Rosina, ottantaseienne, assiste da dieci anni il marito semiallettato. Mentre completo la mia visita, si parla del più e del meno e, ad un certo punto, Rosina dice: “Dotto’… noi abbiamo lavorato sempre”.
Vabbò, penso; ma mentre scendo le scale le parole mi risuonano. Che vuol dire ‘ho lavorato sempre’?
Intanto realizzo che c’è una sfumatura diversa, rispetto all’apparentemente simile ‘ho sempre lavorato’ e mi vengono alla mente immagini di famiglia. Perchè ‘lavorare sempre’ significa aiutare quando si è bambini, poi imparare un mestiere a quattordici anni, poi un lavoretto regolare a venti, con malattia, contributi e ferie, ma andare la domenica a fare qualcosina in nero da un amico, e intanto aggiustare il giardino o mettere su i mattoni della casetta o cucinare e lavare. Con tutto questo, fare anche dei figli e crescerli.
“Lavorare sempre” è diverso da “ho sempre lavorato”
Come mia madre, come le mie zie, come mio padre, che non è quasi mai andato in vacanza. Come me, accidenti!
“Ma come, sempre al chiodo. Guarda che c’è altro nella vita…”.
Lo so: ma questo ‘altro’ è nel lavoro. Avere a che fare con gli altri, imparare, crescere, vedersi agire, scoprire le proprie capacità e incapacità. Fare esperienza e ricavarne dei ragionamenti. A che mi serve una vacanza?
Ma oramai sono di un’altra generazione e forse non capisco il mondo attuale.
In effetti, il lavoro era diverso, anzi, era diversa la cultura del lavoro. Concepito come mezzo di puro sostentamento, si veniva al mondo introiettando con gli esempi della vita quotidiana la maledizione della fatica. Ma poi, in qualche modo, se ne usciva, scoprendo la fiducia nelle proprie risorse. E perciò Pippetto, nostro amico che faceva il barista quando noi andavamo al liceo, un giorno mi disse (anche lui): “A me il lavoro non spaventa… io ho lavorato sempre”.
Nel tempo, Pippetto ha visto che, oltre che sostentamento, il lavoro procurava l’utile e perfino l’inutile.
Ecco i lavoretti della domenica. Non solo. La consapevolezza che tutto usciva dal suo sudore e dalle sue mani gli dava una sicurezza e un orgoglio che, da grande, l’avrebbe portato in piazza a pretendere delle cose. Tipo un Statuto dei Lavoratori o una Riforma Sanitaria.
Oggi Pippetto è pensionato.
Pensionato da molti anni, da quando ne aveva cinquantotto, e questo a qualcuno può sembrare un lusso.
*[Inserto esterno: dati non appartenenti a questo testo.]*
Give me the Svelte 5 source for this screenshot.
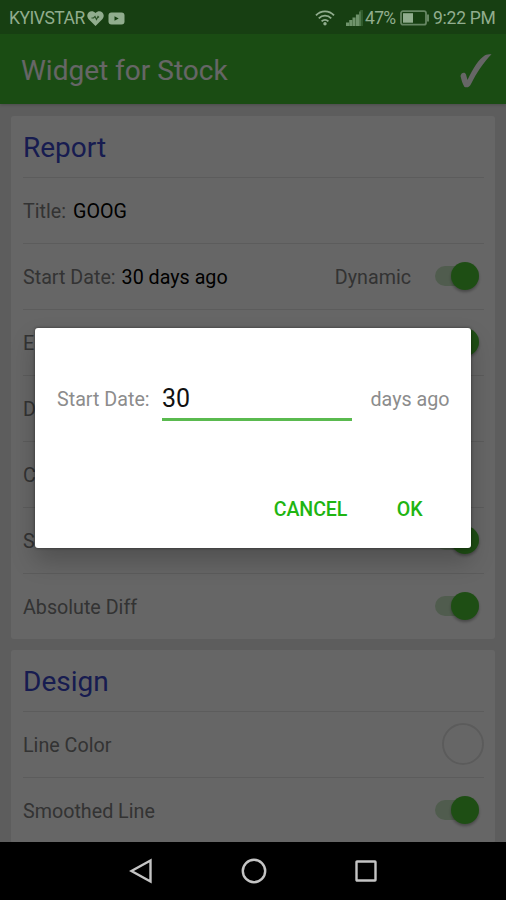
<script lang="ts">
	type Row = {
		label: string;
		value?: string;
		note?: string;
		control?: 'switch' | 'color';
	};

	type Section = {
		title: string;
		rows: Row[];
	};

	const sections: Section[] = [
		{
			title: 'Report',
			rows: [
				{ label: 'Title:', value: 'GOOG' },
				{ label: 'Start Date:', value: '30 days ago', note: 'Dynamic', control: 'switch' },
				{ label: 'E', control: 'switch' },
				{ label: 'D' },
				{ label: 'C' },
				{ label: 'S', control: 'switch' },
				{ label: 'Absolute Diff', control: 'switch' }
			]
		},
		{
			title: 'Design',
			rows: [
				{ label: 'Line Color', control: 'color' },
				{ label: 'Smoothed Line', control: 'switch' }
			]
		}
	];

	let days = $state('30');
	let open = $state(true);

	function close() {
		open = false;
	}
</script>

<div class="phone">
	<header class="status">
		<span class="carrier">KYIVSTAR</span>
		<svg class="heart" width="17" height="15" viewBox="0 0 17 15">
			<path d="M8.5 15 1.5 8C-2.5 3 4-2.5 8.5 2 13-2.5 19.5 3 15.5 8Z" fill="currentColor" />
			<path d="M4.500 7h2l1.500-1.500 1.500 3 1.500-3 1 1" fill="none" stroke="#2b5226" stroke-width="1.1" />
		</svg>
		<svg class="video" width="17" height="13" viewBox="0 0 17 13">
			<rect x="0.5" y="0.5" width="16" height="12" rx="3" fill="currentColor" />
			<path d="M6.500 4.300v4.400l4.200-2.200z" fill="#173f12" />
		</svg>
		<span class="spacer"></span>
		<svg class="wifi" width="20" height="16" viewBox="0 0 20 16">
			<g fill="none" stroke="currentColor" stroke-width="1.9">
				<path d="M1 5.300C6 0 14 0 19 5.300" />
				<path d="M3.800 8.400c3.500-3.700 8.900-3.700 12.400 0" />
				<path d="M6.600 11.400c2-2 4.800-2 6.800 0" />
			</g>
			<circle cx="10" cy="13.800" r="1.700" fill="currentColor" />
		</svg>
		<svg class="signal" width="17" height="16" viewBox="0 0 17 16">
			<path d="M14 0h3v16h-3z" fill="#2f5a2b" />
			<path d="M0 12.500h3V16H0zM3.200 10h3v6h-3zM6.500 7.500h3V16h-3zM9.900 4.500h3.200V16H9.900z" fill="#6f936b" />
			<path d="M13.300 1.500h1.200V16h-1.200z" fill="#6f936b" />
		</svg>
		<span class="percent">47%</span>
		<svg class="battery" width="30" height="16" viewBox="0 0 30 16">
			<rect x="1" y="1.200" width="25" height="13.500" rx="2" fill="none" stroke="#668663" stroke-width="1.8" />
			<rect x="3" y="3.200" width="10" height="9.500" fill="currentColor" />
			<path d="M27 4.500h2v7h-2z" fill="#668663" />
		</svg>
		<span class="clock">9:22 PM</span>
	</header>

	<main class="app">
		<div class="toolbar">
			<h1>Widget for Stock</h1>
			<svg width="32" height="34" viewBox="0 0 32 34">
				<path d="M0.500 22C1 18.500 5 17.500 6 20.500L7.500 26C13 14 19 5 25 1.200 27 0.300 30 0 31.500 0.200 23 9 17 18 11 30 9.500 33.500 7 33.700 4.500 33 2.500 30 1.500 26 0.500 22Z" fill="#fff" />
			</svg>
		</div>

		<div class="list">
			{#each sections as section}
				<section class="card">
					<h2>{section.title}</h2>
					{#each section.rows as row}
						<div class="row">
							<span class="label">{row.label}</span>
							{#if row.value}
								<span class="value" class:value--wide={row.label === 'Title:'}>{row.value}</span>
							{/if}
							<span class="spacer"></span>
							{#if row.note}
								<span class="note">{row.note}</span>
							{/if}
							{#if row.control === 'switch'}
								<span class="switch"><span class="thumb"></span></span>
							{:else if row.control === 'color'}
								<span class="swatch"></span>
							{/if}
						</div>
					{/each}
				</section>
			{/each}
		</div>

		{#if open}
			<div class="scrim">
				<div class="dialog" role="dialog" aria-modal="true">
					<div class="field">
						<label for="days">Start Date:</label>
						<input id="days" bind:value={days} inputmode="numeric" />
						<span class="unit">days ago</span>
					</div>
					<div class="actions">
						<button onclick={close}>CANCEL</button>
						<button onclick={close}>OK</button>
					</div>
				</div>
			</div>
		{/if}
	</main>

	<nav class="navbar">
		<svg width="24" height="26" viewBox="0 0 24 26">
			<path d="M21.500 2.500v21L2.500 13z" />
		</svg>
		<svg width="26" height="26" viewBox="0 0 26 26">
			<circle cx="13" cy="13" r="11.200" />
		</svg>
		<svg width="22" height="22" viewBox="0 0 22 22">
			<rect x="1.500" y="1.500" width="19" height="19" rx="0.500" />
		</svg>
	</nav>
</div>

<style>
	:global(body) {
		margin: 0;
		background: #000;
	}

	.phone {
		width: 506px;
		height: 900px;
		display: flex;
		flex-direction: column;
		overflow: hidden;
		font-family: Roboto, 'Liberation Sans', sans-serif;
	}

	.status {
		height: 34px;
		flex: none;
		display: flex;
		align-items: center;
		box-sizing: border-box;
		padding: 2px 11px 0 9px;
		background: #173f12;
		color: #91ad8e;
		font-size: 17.5px;
		white-space: nowrap;
	}

	.status svg {
		flex: none;
	}

	.carrier {
		width: 77px;
		letter-spacing: -0.5px;
	}

	.heart {
		margin-left: 1px;
	}

	.video {
		margin-left: 4px;
	}

	.spacer {
		flex: 1;
	}

	.signal {
		margin-left: 11px;
	}

	.percent {
		width: 33px;
		margin-left: 2px;
		letter-spacing: -0.7px;
	}

	.battery {
		margin-left: 2px;
	}

	.clock {
		width: 62px;
		margin-left: 3px;
		letter-spacing: -0.25px;
	}

	.app {
		position: relative;
		flex: 1;
		min-height: 0;
		overflow: hidden;
		background: #e8e8e8;
	}

	.toolbar {
		height: 70px;
		box-sizing: border-box;
		padding: 3px 14px 0 21px;
		display: flex;
		align-items: center;
		justify-content: space-between;
		background: #42be31;
		color: #fff;
		box-shadow: 0 1px 3px rgba(0, 0, 0, 0.2);
	}

	h1 {
		margin: 0;
		font-size: 28px;
		font-weight: 400;
		line-height: 34px;
	}

	.list {
		display: flex;
		flex-direction: column;
		gap: 11px;
		padding: 12px 11px 0;
	}

	.card {
		padding: 0 11px 0 12px;
		border-radius: 3px;
		background: #fff;
	}

	h2 {
		height: 61px;
		margin: 0;
		font-size: 28px;
		font-weight: 400;
		line-height: 63px;
		color: #3b48c8;
	}

	.row {
		height: 66px;
		box-sizing: border-box;
		display: flex;
		align-items: center;
		border-top: 1px solid #e6e6e6;
		font-size: 19.7px;
		color: #808080;
	}

	.label,
	.value,
	.note {
		padding-top: 2px;
	}

	.value {
		margin-left: 6px;
		color: #000;
	}

	.value--wide {
		margin-left: 7px;
	}

	.note {
		margin-right: 24px;
	}

	.switch {
		display: flex;
		justify-content: flex-end;
		align-items: center;
		width: 44px;
		height: 20px;
		margin: -1px 5px 0 0;
		border-radius: 10px;
		background: #c8e6c3;
	}

	.thumb {
		flex: none;
		width: 28px;
		height: 28px;
		border-radius: 50%;
		background: #4cc433;
		box-shadow: 0 2px 3px rgba(0, 0, 0, 0.3);
	}

	.swatch {
		width: 38px;
		height: 38px;
		margin-top: -1px;
		border: 2px solid #e4e4e4;
		border-radius: 50%;
	}

	.scrim {
		position: absolute;
		inset: 0;
		display: flex;
		flex-direction: column;
		align-items: center;
		background: rgba(0, 0, 0, 0.6);
	}

	.dialog {
		width: 436px;
		height: 220px;
		box-sizing: border-box;
		margin-top: 293.5px;
		border-radius: 3px;
		background: #fff;
		box-shadow:
			0 0 3px rgba(0, 0, 0, 0.5),
			0 13px 24px rgba(0, 0, 0, 0.22);
	}

	.field {
		display: flex;
		align-items: center;
		padding: 46px 21px 0 22px;
		color: #8c8c8c;
		font-size: 19.7px;
		white-space: nowrap;
	}

	.field label,
	.unit {
		padding-top: 5px;
	}

	.field label {
		width: 105px;
	}

	.field input {
		width: 190px;
		height: 47px;
		box-sizing: border-box;
		padding: 6px 0 0;
		border: none;
		border-bottom: 3px solid #5aba4f;
		border-radius: 0;
		outline: none;
		background: none;
		color: #111;
		font: 25px Roboto, 'Liberation Sans', sans-serif;
	}

	.unit {
		margin-left: 18.5px;
	}

	.actions {
		display: flex;
		justify-content: flex-end;
		gap: 49.5px;
		padding: 77px 48.5px 0 0;
	}

	button {
		padding: 0;
		border: none;
		background: none;
		color: #1fb512;
		font: 500 19.6px/23px Roboto, 'Liberation Sans', sans-serif;
		letter-spacing: -0.1px;
	}

	.navbar {
		height: 58px;
		flex: none;
		display: flex;
		align-items: center;
		justify-content: center;
		gap: 88px;
		background: #000;
	}

	.navbar svg {
		fill: none;
		stroke: #c4c4c4;
		stroke-width: 2.4;
	}
</style>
Pippetto, a volte, si indigna troppo per i servizi che peggiorano e sembra volere chissà cosa. Ma io lo so il perché. È perché, di quel poco che ora ha, nessuno gli ha mai regalato nulla. Nelle sue mani rovinate e nell’artrosi che io gli curo c’è la storia delle sue domeniche e delle sue lotte.
A molte persone, oggi, capita di lavorare la domenica, non per guadagnarsi l’inutile ma per obbligo globalista o per il bisogno di superfluo: la vecchia maledizione della fatica, rientrata dalla finestra. E, per una volta, non mi sento di praticare quello sport che mi piace tanto e che consiste nel dire male a partiti e sindacati.
No, perchè è responsabilità personale quella di avere consapevolezza della propria fatica e pretendere il corrispettivo in diritti.
Oggi non ci si iscrive al sindacato perché, tanto, che può fare. Però si può sempre autoconvocarsi sui social e trovarsi a protestare davanti ai palazzi del Potere. Mostrando a Lorsignori le palme delle mani con i calli.
‘Lavorare sempre’.
Io sogno un mondo nel quale il lavoro non sarà più necessario. Ma l’obiettivo non è a portata di mano.